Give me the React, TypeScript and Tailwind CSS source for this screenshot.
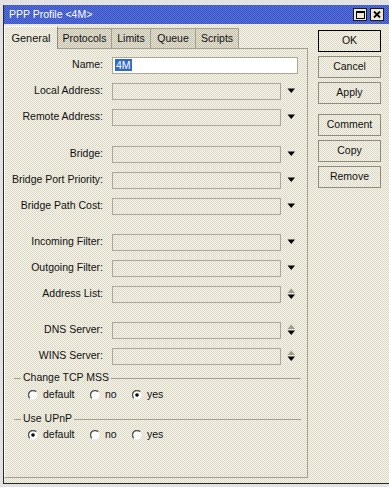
import React from 'react';

// dithered winbox-style backgrounds
const panelBg =
  'bg-[repeating-conic-gradient(#f6f4ea_0_25%,#dcd9c6_0_50%)] bg-[length:2px_2px]';
const tabBg =
  'bg-[repeating-conic-gradient(#e6e3d4_0_25%,#c4c0ac_0_50%)] bg-[length:2px_2px]';
const titleBg =
  'bg-[repeating-conic-gradient(#3451c9_0_25%,#5d74d6_0_50%)] bg-[length:2px_2px]';

function DropArrow() {
  return (
    <svg width="9" height="6" viewBox="0 0 9 6">
      <path d="M0.5 0.5h7.5L4.25 5z" fill="#000" />
    </svg>
  );
}

function UpDown() {
  return (
    <svg width="9" height="12" viewBox="0 0 9 12">
      <path d="M4.25 0.5L8 5H0.5z" fill="#9d9b8c" />
      <path d="M0.5 6.5h7.5L4.25 11z" fill="#000" />
    </svg>
  );
}

function Field({ label, kind }: { label: string; kind: 'combo' | 'updown' }) {
  return (
    <div className="flex h-[26px] items-center">
      <span className="w-[98px] text-right">{label}</span>
      <div className={`ml-[9px] h-[17px] w-[169px] border border-[#aba898] ${panelBg}`} />
      <div className="flex w-[17px] items-center pl-[6px]">
        {kind === 'combo' ? <DropArrow /> : <UpDown />}
      </div>
    </div>
  );
}

function Radio({ checked }: { checked?: boolean }) {
  return (
    <svg width="10" height="10" viewBox="0 0 10 10">
      <circle cx="5" cy="5" r="4.5" fill="#fff" />
      <path d="M8.2 1.8A4.5 4.5 0 0 0 1.8 8.2" stroke="#555" strokeWidth="1.4" fill="none" />
      {checked && <circle cx="5" cy="5" r="1.8" fill="#000" />}
    </svg>
  );
}

function GroupTitle({ title }: { title: string }) {
  return (
    <div className="mr-[6px] ml-[9px] flex h-[14px] items-center">
      <div className="h-px w-[7px] bg-[#a3a092]" />
      <span className="px-[2px]">{title}</span>
      <div className="h-px flex-1 bg-[#a3a092]" />
    </div>
  );
}

function RadioRow({ value }: { value: 'default' | 'no' | 'yes' }) {
  return (
    <div className="ml-[23px] flex items-center">
      <div className="flex w-[62px] items-center gap-[5px]">
        <Radio checked={value === 'default'} />
        <span>default</span>
      </div>
      <div className="flex w-[42px] items-center gap-[5px]">
        <Radio checked={value === 'no'} />
        <span>no</span>
      </div>
      <div className="flex items-center gap-[5px]">
        <Radio checked={value === 'yes'} />
        <span>yes</span>
      </div>
    </div>
  );
}

function Btn({ label, primary, className = '' }: { label: string; primary?: boolean; className?: string }) {
  return (
    <div
      className={`flex h-[22px] w-[63px] items-center justify-center border ${
        primary ? 'border-black' : 'border-[#8f8c7c]'
      } ${className}`}
    >
      {label}
    </div>
  );
}

const tabs = [
  { name: 'Protocols', w: 'w-[54px]' },
  { name: 'Limits', w: 'w-[39px]' },
  { name: 'Queue', w: 'w-[45px]' },
  { name: 'Scripts', w: 'w-[43px]' },
];

export default function App() {
  return (
    <div className="h-[487px] w-[389px] overflow-hidden bg-[#e2e2e2] pt-[5px] pl-[3px] font-['Liberation_Sans',Arial,sans-serif] text-[10.5px] text-[#111]">
      <div className="flex h-[479px] flex-col border-b border-l border-[#2a2a2a]">
        {/* title bar */}
        <div className={`flex h-[19px] items-center justify-between pr-[5px] pl-[5px] ${titleBg}`}>
          <span className="text-[10.5px] text-white">PPP Profile &lt;4M&gt;</span>
          <div className="flex gap-[3px]">
            <div className="flex h-[13px] w-[14px] items-center justify-center border border-[#1a1a1a] bg-[#ece9d8]">
              <div className="h-[8px] w-[9px] border border-t-2 border-black" />
            </div>
            <div className="flex h-[13px] w-[14px] items-center justify-center border border-[#1a1a1a] bg-[#ece9d8]">
              <svg width="8" height="7" viewBox="0 0 8 7">
                <path d="M1 0.5L7 6.5M7 0.5L1 6.5" stroke="#000" strokeWidth="1.8" />
              </svg>
            </div>
          </div>
        </div>

        {/* body */}
        <div className={`flex flex-1 ${panelBg}`}>
          <div className="flex w-[304px] flex-col">
            <div className="flex h-[24px] items-end">
              <div
                className={`relative z-10 -mb-px flex h-[23px] w-[54px] items-center justify-center border-t border-r border-l border-t-white border-r-[#8f8c7c] border-l-white text-[11px] ${panelBg}`}
              >
                General
              </div>
              {tabs.map((t) => (
                <div
                  key={t.name}
                  className={`flex h-[20px] ${t.w} items-center justify-center border-t border-r border-[#a3a092] ${tabBg}`}
                >
                  {t.name}
                </div>
              ))}
            </div>

            <div className="flex h-[430px] flex-col border border-[#a3a092] border-l-white pt-[3px]">
              <div className="flex h-[26px] items-center">
                <span className="w-[98px] text-right">Name:</span>
                <div className="ml-[9px] flex h-[17px] w-[186px] items-center border border-[#aba898] bg-white pl-[2px]">
                  <span className="bg-[#316ac5] px-px leading-[12px] text-white">4M</span>
                </div>
              </div>
              <Field label="Local Address:" kind="combo" />
              <Field label="Remote Address:" kind="combo" />
              <div className="h-[11px]" />
              <Field label="Bridge:" kind="combo" />
              <Field label="Bridge Port Priority:" kind="combo" />
              <Field label="Bridge Path Cost:" kind="combo" />
              <div className="h-[10px]" />
              <Field label="Incoming Filter:" kind="combo" />
              <Field label="Outgoing Filter:" kind="combo" />
              <Field label="Address List:" kind="updown" />
              <div className="h-[10px]" />
              <Field label="DNS Server:" kind="updown" />
              <Field label="WINS Server:" kind="updown" />

              <div className="mt-[2px]">
                <GroupTitle title="Change TCP MSS" />
              </div>
              <div className="flex h-[20px] items-center">
                <RadioRow value="yes" />
              </div>
              <div className="mt-[7px]">
                <GroupTitle title="Use UPnP" />
              </div>
              <div className="flex h-[18px] items-center">
                <RadioRow value="default" />
              </div>
            </div>
          </div>

          {/* buttons */}
          <div className="ml-[10px] flex flex-col gap-[4px] pt-[6px]">
            <Btn label="OK" primary />
            <Btn label="Cancel" />
            <Btn label="Apply" />
            <Btn label="Comment" className="mt-[6px]" />
            <Btn label="Copy" />
            <Btn label="Remove" />
          </div>
        </div>
      </div>
    </div>
  );
}
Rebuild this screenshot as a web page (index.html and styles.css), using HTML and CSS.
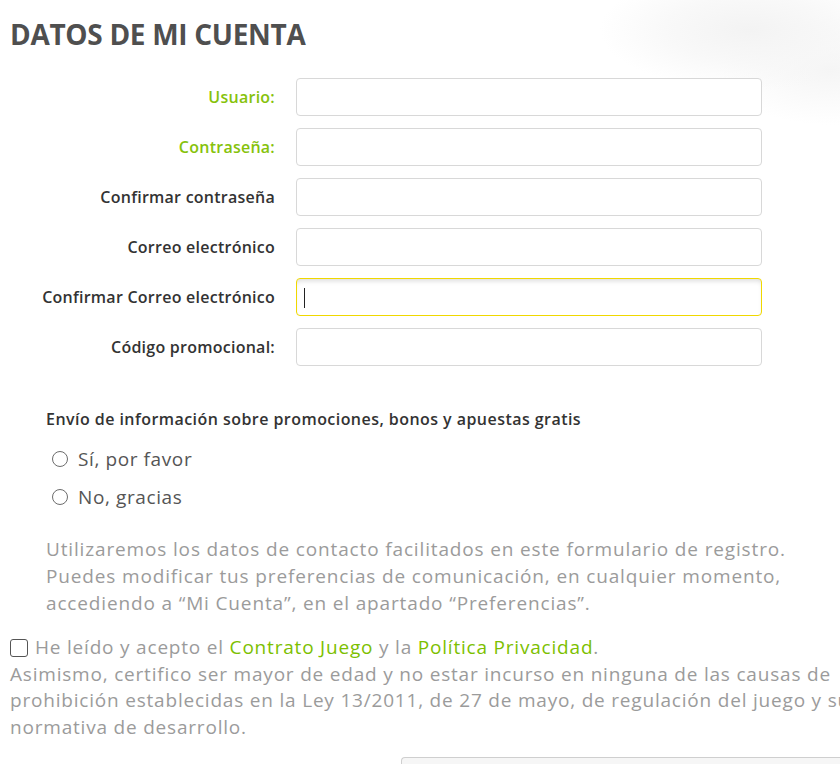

**YOUR TASK**
Extract from the material all lines containing the string "this".

**EXPECTED OUTPUT**
Give me the React, TypeScript and Tailwind CSS source for this screenshot.
Rebuild this screenshot as a web page (index.html and styles.css), using HTML and CSS.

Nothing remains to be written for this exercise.